*DATA FOR THIS EXERCISE*
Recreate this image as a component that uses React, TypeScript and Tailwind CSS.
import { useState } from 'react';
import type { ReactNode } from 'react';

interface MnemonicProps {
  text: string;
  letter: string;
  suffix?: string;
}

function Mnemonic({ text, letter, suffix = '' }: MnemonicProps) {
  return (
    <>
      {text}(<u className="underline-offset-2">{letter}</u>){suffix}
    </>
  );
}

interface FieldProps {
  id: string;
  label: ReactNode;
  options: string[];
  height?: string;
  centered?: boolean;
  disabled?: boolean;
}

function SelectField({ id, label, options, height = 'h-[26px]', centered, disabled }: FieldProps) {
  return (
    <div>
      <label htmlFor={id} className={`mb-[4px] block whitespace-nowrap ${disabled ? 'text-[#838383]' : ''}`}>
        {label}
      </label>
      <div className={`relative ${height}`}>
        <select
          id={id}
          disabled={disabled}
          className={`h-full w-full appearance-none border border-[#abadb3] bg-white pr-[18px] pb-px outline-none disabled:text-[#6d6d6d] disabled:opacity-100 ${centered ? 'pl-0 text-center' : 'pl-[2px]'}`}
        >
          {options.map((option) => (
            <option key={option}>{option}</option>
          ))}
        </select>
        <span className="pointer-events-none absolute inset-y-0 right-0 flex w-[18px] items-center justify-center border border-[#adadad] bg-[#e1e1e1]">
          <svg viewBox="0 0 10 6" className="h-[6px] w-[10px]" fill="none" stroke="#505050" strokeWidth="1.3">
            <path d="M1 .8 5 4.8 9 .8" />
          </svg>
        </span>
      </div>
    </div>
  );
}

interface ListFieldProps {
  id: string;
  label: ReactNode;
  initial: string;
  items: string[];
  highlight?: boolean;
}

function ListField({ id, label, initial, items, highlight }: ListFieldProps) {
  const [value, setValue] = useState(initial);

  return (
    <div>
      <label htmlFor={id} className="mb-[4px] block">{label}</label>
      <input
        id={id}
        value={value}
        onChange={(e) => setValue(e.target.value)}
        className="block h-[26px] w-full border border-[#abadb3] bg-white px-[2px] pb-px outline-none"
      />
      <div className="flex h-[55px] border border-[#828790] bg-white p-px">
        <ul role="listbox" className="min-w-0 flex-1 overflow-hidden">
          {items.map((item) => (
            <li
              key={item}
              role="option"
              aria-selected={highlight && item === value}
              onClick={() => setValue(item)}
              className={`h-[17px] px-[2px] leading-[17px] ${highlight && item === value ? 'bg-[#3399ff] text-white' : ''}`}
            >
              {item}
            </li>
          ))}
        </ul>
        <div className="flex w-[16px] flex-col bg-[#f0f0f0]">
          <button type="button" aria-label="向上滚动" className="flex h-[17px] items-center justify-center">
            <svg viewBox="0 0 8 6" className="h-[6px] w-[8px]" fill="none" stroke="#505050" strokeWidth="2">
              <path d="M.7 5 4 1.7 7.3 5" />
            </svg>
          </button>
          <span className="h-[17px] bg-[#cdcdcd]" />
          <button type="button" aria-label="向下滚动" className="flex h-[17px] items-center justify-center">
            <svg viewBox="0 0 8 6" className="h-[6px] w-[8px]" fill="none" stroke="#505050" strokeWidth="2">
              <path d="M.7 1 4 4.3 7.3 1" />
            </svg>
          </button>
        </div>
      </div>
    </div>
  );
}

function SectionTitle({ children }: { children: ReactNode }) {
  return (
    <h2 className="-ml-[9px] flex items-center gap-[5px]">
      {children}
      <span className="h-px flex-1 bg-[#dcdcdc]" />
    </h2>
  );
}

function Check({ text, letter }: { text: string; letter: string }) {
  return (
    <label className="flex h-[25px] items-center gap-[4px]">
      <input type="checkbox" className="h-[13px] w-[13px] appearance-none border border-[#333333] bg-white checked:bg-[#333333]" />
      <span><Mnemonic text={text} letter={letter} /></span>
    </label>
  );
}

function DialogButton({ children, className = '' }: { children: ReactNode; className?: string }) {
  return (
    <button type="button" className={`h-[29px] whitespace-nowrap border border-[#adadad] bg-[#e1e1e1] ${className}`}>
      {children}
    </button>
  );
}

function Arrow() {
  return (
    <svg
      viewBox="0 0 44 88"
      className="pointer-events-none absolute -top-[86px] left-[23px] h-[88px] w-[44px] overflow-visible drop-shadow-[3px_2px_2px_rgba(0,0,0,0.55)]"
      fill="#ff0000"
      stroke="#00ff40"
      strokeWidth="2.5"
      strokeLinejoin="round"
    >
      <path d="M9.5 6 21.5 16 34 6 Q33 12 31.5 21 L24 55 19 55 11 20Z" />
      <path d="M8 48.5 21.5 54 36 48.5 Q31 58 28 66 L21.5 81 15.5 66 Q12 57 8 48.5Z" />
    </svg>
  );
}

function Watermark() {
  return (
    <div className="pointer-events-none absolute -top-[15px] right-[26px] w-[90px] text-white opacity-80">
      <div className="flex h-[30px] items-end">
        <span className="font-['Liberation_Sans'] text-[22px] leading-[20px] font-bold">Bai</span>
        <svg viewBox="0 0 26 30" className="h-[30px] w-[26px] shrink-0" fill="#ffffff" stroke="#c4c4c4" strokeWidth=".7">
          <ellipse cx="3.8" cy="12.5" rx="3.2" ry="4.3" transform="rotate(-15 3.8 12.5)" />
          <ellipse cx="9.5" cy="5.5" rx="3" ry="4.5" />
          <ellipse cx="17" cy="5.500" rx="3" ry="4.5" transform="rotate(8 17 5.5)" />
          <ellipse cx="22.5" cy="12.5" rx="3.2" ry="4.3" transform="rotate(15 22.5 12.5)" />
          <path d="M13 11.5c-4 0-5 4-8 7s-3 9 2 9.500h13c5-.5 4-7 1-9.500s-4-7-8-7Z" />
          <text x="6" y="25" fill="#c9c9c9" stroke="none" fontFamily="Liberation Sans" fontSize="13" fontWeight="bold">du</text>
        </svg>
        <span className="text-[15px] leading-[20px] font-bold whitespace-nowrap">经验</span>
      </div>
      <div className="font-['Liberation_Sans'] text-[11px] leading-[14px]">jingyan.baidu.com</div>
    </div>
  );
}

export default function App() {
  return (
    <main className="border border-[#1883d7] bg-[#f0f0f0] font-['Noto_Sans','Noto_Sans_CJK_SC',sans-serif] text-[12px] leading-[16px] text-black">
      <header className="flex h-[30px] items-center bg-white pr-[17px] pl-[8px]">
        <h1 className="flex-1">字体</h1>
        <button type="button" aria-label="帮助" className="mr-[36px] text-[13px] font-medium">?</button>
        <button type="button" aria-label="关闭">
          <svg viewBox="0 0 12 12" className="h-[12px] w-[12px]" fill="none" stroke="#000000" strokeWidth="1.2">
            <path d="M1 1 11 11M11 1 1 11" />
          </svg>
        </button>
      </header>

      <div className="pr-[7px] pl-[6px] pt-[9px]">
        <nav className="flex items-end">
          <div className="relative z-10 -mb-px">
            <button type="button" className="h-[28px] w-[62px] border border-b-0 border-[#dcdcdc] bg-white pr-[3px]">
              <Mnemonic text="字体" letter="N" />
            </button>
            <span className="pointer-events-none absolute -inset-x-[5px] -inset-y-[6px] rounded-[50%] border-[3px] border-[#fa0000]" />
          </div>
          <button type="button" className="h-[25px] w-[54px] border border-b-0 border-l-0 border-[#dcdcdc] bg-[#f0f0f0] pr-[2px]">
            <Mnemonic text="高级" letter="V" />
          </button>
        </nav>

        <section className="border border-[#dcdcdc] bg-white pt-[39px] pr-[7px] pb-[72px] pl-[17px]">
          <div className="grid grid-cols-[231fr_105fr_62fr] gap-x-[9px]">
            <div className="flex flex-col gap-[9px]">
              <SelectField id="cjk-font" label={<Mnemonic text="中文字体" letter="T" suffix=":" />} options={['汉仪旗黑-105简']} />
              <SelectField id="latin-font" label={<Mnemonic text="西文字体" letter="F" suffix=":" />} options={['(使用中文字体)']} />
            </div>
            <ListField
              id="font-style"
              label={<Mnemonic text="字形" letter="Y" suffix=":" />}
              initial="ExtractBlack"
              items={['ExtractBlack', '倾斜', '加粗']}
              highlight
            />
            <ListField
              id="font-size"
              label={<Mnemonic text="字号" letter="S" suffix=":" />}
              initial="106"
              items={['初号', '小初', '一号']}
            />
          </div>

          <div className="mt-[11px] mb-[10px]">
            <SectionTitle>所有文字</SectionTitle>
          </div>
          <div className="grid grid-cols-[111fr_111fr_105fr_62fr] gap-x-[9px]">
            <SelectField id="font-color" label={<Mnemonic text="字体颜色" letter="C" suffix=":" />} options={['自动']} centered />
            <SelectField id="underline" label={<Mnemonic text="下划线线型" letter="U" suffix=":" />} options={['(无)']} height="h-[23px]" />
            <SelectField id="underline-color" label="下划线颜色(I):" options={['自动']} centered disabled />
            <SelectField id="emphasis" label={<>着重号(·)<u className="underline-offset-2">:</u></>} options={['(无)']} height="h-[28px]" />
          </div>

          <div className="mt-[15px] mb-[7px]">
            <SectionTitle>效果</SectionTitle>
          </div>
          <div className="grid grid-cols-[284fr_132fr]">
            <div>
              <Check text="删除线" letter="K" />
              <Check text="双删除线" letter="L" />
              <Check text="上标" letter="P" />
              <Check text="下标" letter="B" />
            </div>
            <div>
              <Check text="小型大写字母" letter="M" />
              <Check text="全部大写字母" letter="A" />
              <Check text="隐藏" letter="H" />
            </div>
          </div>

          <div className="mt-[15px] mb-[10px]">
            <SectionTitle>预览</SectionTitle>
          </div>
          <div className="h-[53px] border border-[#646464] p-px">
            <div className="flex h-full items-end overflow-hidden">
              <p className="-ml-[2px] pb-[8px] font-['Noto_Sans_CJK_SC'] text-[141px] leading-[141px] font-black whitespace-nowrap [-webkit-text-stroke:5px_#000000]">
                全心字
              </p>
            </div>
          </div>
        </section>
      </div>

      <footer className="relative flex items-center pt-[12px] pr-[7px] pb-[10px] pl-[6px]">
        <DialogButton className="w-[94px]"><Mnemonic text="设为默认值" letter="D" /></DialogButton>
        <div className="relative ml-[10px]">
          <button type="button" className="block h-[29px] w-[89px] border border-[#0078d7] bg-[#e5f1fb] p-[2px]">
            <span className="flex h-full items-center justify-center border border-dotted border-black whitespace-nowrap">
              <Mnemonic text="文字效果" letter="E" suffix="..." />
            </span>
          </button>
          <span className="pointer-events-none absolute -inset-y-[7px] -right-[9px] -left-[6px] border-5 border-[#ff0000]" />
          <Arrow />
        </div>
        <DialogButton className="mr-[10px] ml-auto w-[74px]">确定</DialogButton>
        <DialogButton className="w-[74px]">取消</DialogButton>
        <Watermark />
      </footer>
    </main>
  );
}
* * *
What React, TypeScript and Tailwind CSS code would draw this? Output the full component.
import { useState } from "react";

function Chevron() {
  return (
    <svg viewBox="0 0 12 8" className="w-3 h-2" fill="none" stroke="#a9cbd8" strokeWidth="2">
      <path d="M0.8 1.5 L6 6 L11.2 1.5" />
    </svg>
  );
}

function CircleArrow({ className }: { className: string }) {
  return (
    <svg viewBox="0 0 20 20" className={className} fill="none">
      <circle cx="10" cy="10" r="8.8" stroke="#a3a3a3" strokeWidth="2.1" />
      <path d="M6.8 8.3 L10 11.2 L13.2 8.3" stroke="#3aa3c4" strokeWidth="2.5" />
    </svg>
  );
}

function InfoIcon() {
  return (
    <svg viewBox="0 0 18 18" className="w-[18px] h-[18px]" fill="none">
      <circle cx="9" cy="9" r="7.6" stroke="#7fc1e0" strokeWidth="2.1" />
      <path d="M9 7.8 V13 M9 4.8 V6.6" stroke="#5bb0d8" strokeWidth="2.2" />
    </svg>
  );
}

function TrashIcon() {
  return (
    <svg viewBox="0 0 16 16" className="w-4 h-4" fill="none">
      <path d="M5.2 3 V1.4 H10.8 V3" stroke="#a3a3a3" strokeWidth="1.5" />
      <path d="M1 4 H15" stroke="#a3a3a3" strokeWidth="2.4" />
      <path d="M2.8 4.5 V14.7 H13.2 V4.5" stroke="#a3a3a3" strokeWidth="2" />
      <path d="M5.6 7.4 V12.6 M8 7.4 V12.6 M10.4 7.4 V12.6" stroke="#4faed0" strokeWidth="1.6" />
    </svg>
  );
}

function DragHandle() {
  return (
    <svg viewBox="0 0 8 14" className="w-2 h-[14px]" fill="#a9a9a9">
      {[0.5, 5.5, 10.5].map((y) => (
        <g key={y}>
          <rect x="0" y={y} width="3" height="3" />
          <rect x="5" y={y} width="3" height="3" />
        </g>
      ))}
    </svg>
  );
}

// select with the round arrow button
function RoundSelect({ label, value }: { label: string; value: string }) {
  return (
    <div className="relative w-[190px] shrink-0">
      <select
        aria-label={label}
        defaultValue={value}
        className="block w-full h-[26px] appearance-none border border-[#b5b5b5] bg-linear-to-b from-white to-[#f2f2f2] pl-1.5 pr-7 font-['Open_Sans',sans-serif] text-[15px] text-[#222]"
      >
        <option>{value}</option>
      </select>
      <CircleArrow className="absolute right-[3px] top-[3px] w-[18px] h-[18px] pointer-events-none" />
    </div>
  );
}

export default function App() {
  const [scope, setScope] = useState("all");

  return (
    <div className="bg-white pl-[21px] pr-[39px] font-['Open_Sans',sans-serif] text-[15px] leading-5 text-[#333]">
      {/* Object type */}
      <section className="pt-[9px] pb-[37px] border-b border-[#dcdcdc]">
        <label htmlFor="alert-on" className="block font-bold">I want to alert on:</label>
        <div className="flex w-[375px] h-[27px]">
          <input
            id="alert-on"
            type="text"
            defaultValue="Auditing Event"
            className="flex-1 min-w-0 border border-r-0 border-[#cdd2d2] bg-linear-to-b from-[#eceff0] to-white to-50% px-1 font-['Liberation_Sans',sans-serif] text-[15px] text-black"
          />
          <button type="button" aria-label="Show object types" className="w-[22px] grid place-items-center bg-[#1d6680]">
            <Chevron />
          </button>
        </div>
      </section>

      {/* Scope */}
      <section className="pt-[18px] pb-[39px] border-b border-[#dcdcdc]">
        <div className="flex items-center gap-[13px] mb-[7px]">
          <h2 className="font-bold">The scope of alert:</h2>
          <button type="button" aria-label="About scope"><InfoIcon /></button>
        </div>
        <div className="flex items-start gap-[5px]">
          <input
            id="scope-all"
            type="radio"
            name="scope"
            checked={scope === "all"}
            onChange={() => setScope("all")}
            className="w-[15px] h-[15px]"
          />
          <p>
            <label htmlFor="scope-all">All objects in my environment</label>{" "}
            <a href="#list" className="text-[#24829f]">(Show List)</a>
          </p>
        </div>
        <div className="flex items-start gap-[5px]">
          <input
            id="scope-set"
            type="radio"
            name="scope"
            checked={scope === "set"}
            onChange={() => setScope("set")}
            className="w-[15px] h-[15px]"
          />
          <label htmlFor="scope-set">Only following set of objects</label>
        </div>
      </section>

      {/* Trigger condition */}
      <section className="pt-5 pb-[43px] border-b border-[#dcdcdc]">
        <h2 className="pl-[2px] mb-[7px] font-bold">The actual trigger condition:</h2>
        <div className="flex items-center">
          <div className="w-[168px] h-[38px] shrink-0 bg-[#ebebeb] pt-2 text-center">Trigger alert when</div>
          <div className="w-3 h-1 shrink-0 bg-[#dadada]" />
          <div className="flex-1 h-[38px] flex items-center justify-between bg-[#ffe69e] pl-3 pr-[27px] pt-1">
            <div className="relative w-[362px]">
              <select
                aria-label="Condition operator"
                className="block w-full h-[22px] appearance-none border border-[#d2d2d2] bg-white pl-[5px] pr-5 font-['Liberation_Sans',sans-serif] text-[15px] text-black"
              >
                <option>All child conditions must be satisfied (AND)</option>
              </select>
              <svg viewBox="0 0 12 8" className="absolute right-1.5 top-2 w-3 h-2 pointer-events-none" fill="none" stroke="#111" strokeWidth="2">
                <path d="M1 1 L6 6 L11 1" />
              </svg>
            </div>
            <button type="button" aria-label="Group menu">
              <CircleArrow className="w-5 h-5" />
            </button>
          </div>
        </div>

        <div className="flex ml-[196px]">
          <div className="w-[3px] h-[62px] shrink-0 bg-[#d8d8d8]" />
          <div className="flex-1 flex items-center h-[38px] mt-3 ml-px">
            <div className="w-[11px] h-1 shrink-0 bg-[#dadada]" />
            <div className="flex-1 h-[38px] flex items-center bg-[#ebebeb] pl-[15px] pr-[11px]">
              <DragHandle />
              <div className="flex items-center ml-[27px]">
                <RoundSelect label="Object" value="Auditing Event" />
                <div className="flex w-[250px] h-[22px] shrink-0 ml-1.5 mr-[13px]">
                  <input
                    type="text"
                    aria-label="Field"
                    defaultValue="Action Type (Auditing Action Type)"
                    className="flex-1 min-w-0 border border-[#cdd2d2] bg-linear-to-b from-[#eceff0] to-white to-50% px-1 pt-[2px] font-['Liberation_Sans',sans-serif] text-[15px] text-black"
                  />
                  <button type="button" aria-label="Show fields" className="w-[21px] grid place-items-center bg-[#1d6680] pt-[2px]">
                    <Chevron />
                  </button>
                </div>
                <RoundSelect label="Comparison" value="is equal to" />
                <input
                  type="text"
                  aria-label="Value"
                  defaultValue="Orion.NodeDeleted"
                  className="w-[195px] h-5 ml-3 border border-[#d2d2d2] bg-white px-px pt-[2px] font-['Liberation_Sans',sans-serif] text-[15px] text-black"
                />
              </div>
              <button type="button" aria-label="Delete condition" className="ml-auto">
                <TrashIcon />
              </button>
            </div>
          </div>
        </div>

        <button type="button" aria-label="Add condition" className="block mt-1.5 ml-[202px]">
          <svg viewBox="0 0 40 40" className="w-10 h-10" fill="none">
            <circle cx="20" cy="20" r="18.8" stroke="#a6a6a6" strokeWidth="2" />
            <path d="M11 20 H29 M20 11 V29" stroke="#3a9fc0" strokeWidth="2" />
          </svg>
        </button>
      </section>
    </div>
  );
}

*GOAL*
Repeat exactly the lines from the one containing "Recreate this image" through the one containing "const [value, setValue]", both included, and nothing else.

*TASK RESULT*
Recreate this image as a component that uses React, TypeScript and Tailwind CSS.
import { useState } from 'react';
import type { ReactNode } from 'react';

interface MnemonicProps {
  text: string;
  letter: string;
  suffix?: string;
}

function Mnemonic({ text, letter, suffix = '' }: MnemonicProps) {
  return (
    <>
      {text}(<u className="underline-offset-2">{letter}</u>){suffix}
    </>
  );
}

interface FieldProps {
  id: string;
  label: ReactNode;
  options: string[];
  height?: string;
  centered?: boolean;
  disabled?: boolean;
}

function SelectField({ id, label, options, height = 'h-[26px]', centered, disabled }: FieldProps) {
  return (
    <div>
      <label htmlFor={id} className={`mb-[4px] block whitespace-nowrap ${disabled ? 'text-[#838383]' : ''}`}>
        {label}
      </label>
      <div className={`relative ${height}`}>
        <select
          id={id}
          disabled={disabled}
          className={`h-full w-full appearance-none border border-[#abadb3] bg-white pr-[18px] pb-px outline-none disabled:text-[#6d6d6d] disabled:opacity-100 ${centered ? 'pl-0 text-center' : 'pl-[2px]'}`}
        >
          {options.map((option) => (
            <option key={option}>{option}</option>
          ))}
        </select>
        <span className="pointer-events-none absolute inset-y-0 right-0 flex w-[18px] items-center justify-center border border-[#adadad] bg-[#e1e1e1]">
          <svg viewBox="0 0 10 6" className="h-[6px] w-[10px]" fill="none" stroke="#505050" strokeWidth="1.3">
            <path d="M1 .8 5 4.8 9 .8" />
          </svg>
        </span>
      </div>
    </div>
  );
}

interface ListFieldProps {
  id: string;
  label: ReactNode;
  initial: string;
  items: string[];
  highlight?: boolean;
}

function ListField({ id, label, initial, items, highlight }: ListFieldProps) {
  const [value, setValue] = useState(initial);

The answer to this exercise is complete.